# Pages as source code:
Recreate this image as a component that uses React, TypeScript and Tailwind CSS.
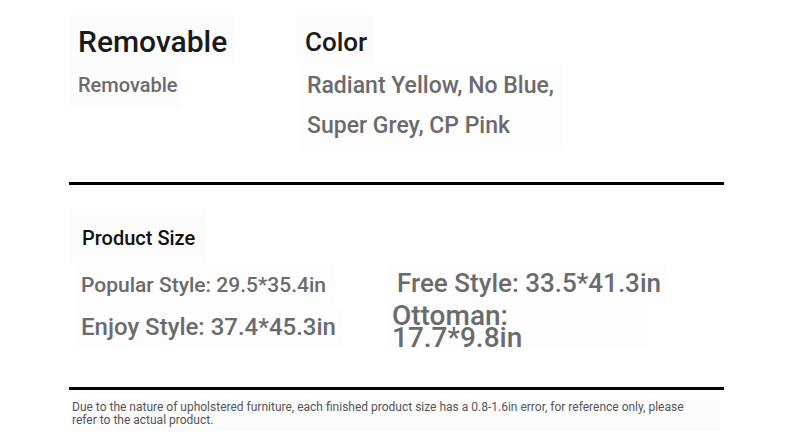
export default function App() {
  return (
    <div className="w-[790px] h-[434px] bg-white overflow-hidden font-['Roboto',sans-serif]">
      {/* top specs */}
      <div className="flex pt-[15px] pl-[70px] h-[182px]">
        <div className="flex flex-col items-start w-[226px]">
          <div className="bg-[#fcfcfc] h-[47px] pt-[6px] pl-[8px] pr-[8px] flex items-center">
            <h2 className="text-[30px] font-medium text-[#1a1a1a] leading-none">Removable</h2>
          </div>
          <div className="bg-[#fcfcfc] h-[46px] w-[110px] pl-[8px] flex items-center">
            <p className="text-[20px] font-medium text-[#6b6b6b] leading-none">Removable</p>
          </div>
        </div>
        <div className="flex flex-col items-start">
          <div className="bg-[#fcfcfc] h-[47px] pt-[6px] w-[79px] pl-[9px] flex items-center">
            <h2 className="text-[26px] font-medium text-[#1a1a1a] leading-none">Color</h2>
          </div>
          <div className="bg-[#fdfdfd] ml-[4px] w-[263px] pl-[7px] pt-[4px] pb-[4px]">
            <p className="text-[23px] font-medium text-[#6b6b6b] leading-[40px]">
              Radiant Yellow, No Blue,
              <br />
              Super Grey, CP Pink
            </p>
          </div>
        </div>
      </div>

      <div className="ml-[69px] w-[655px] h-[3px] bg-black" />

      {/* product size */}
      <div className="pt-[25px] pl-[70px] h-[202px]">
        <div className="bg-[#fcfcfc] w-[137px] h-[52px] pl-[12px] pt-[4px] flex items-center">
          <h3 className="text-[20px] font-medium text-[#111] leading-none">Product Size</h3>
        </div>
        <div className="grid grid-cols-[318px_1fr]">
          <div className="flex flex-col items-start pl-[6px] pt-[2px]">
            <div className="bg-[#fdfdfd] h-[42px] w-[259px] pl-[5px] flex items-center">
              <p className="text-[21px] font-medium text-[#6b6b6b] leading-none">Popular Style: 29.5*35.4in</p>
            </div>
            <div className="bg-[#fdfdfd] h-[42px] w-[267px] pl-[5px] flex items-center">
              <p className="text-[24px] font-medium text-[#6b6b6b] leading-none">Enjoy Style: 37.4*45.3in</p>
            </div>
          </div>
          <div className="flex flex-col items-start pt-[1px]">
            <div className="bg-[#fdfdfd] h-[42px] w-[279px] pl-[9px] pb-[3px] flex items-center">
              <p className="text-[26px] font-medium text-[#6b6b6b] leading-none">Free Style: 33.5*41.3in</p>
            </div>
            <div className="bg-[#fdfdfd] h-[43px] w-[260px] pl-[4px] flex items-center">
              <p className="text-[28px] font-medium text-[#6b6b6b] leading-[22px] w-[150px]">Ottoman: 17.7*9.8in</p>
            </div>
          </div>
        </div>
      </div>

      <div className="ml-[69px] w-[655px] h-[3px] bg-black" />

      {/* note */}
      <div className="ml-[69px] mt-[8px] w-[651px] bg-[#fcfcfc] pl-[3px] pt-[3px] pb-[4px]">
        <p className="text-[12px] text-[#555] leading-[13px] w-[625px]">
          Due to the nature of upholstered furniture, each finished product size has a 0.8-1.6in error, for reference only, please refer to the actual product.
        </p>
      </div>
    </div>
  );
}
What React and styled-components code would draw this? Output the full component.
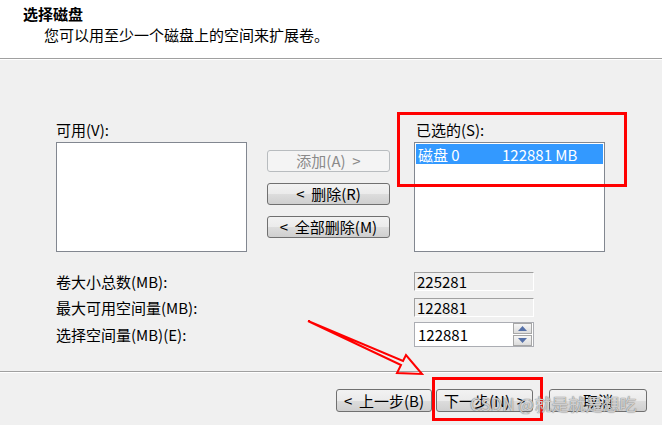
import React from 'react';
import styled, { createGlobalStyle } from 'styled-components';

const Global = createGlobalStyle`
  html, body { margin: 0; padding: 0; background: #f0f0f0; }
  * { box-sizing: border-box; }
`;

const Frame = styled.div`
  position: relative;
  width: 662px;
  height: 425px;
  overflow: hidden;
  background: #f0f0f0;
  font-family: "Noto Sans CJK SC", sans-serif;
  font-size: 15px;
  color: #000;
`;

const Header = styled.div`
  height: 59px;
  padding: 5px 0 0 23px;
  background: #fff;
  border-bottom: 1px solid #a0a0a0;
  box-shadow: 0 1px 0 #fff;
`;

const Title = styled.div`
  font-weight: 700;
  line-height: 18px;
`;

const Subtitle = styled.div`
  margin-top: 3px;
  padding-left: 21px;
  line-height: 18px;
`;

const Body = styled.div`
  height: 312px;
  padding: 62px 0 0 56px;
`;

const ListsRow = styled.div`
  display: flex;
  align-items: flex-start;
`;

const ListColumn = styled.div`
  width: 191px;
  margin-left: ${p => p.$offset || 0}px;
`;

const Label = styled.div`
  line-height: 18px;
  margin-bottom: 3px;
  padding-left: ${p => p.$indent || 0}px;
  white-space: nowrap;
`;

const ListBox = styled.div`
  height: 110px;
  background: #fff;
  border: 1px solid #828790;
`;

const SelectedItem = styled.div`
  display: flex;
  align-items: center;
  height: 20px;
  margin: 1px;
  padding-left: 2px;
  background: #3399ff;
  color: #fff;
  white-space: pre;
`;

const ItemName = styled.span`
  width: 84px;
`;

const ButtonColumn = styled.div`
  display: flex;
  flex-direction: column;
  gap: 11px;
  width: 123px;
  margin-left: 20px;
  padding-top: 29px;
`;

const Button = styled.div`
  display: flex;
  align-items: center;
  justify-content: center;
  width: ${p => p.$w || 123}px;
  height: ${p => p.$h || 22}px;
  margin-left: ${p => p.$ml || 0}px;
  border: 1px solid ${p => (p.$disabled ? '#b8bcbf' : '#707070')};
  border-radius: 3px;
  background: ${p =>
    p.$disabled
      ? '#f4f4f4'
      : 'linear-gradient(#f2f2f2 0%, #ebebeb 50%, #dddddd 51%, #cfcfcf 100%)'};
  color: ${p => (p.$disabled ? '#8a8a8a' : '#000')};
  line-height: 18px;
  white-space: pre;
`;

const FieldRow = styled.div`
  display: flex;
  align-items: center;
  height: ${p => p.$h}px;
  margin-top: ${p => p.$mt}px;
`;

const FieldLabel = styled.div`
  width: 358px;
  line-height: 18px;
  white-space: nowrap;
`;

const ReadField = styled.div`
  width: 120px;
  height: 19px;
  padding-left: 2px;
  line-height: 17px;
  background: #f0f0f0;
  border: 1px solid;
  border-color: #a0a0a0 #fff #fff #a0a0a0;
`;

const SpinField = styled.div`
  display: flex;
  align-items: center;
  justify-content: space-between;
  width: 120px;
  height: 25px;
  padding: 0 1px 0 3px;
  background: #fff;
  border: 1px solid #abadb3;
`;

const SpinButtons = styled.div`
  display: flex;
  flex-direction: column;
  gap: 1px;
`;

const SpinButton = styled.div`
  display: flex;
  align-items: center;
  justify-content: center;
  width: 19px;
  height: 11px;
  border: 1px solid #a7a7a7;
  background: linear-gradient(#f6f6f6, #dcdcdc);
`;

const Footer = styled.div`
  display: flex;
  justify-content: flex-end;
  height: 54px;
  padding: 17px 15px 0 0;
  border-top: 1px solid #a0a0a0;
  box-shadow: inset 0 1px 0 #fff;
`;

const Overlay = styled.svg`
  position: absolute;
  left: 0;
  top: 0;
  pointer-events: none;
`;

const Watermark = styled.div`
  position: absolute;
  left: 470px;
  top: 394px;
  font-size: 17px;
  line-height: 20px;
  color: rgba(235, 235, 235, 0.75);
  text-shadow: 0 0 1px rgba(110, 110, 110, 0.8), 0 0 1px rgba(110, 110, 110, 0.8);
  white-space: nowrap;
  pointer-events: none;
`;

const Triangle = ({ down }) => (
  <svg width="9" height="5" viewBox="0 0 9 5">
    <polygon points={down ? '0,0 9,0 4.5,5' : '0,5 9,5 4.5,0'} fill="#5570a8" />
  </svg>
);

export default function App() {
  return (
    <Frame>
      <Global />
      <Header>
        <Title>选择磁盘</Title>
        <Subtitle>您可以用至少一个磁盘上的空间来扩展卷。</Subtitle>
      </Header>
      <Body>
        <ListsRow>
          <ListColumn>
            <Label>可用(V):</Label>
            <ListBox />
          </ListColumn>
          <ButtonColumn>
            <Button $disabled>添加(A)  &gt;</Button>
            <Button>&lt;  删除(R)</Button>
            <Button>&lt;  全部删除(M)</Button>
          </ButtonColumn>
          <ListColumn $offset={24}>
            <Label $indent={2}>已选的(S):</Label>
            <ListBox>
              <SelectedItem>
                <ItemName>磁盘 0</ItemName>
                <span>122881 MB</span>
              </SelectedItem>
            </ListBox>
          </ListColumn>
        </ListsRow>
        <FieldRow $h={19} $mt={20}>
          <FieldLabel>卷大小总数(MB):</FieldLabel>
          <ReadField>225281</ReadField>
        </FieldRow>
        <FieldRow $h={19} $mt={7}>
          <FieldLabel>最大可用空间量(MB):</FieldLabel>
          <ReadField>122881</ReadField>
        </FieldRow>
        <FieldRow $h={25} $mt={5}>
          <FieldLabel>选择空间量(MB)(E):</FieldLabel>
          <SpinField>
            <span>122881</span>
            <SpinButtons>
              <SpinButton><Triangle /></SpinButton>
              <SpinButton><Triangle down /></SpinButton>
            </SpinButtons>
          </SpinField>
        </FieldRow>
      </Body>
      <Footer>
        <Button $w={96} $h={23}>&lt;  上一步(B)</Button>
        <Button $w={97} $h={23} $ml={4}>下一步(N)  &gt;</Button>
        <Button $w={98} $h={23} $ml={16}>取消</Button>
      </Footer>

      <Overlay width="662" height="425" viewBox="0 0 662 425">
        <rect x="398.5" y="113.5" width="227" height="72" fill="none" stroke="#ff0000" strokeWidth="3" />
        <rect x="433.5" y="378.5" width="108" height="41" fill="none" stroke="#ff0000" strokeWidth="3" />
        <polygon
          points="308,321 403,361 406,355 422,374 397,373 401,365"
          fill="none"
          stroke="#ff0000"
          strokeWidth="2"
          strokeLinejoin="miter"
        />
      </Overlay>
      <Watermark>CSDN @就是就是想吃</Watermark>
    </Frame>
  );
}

# EXERCISE REQUIREMENTS:
Which lines include the word "React"? Copy every one of them.

# WRITTEN ANSWER:
Recreate this image as a component that uses React, TypeScript and Tailwind CSS.
What React and styled-components code would draw this? Output the full component.
import React from 'react';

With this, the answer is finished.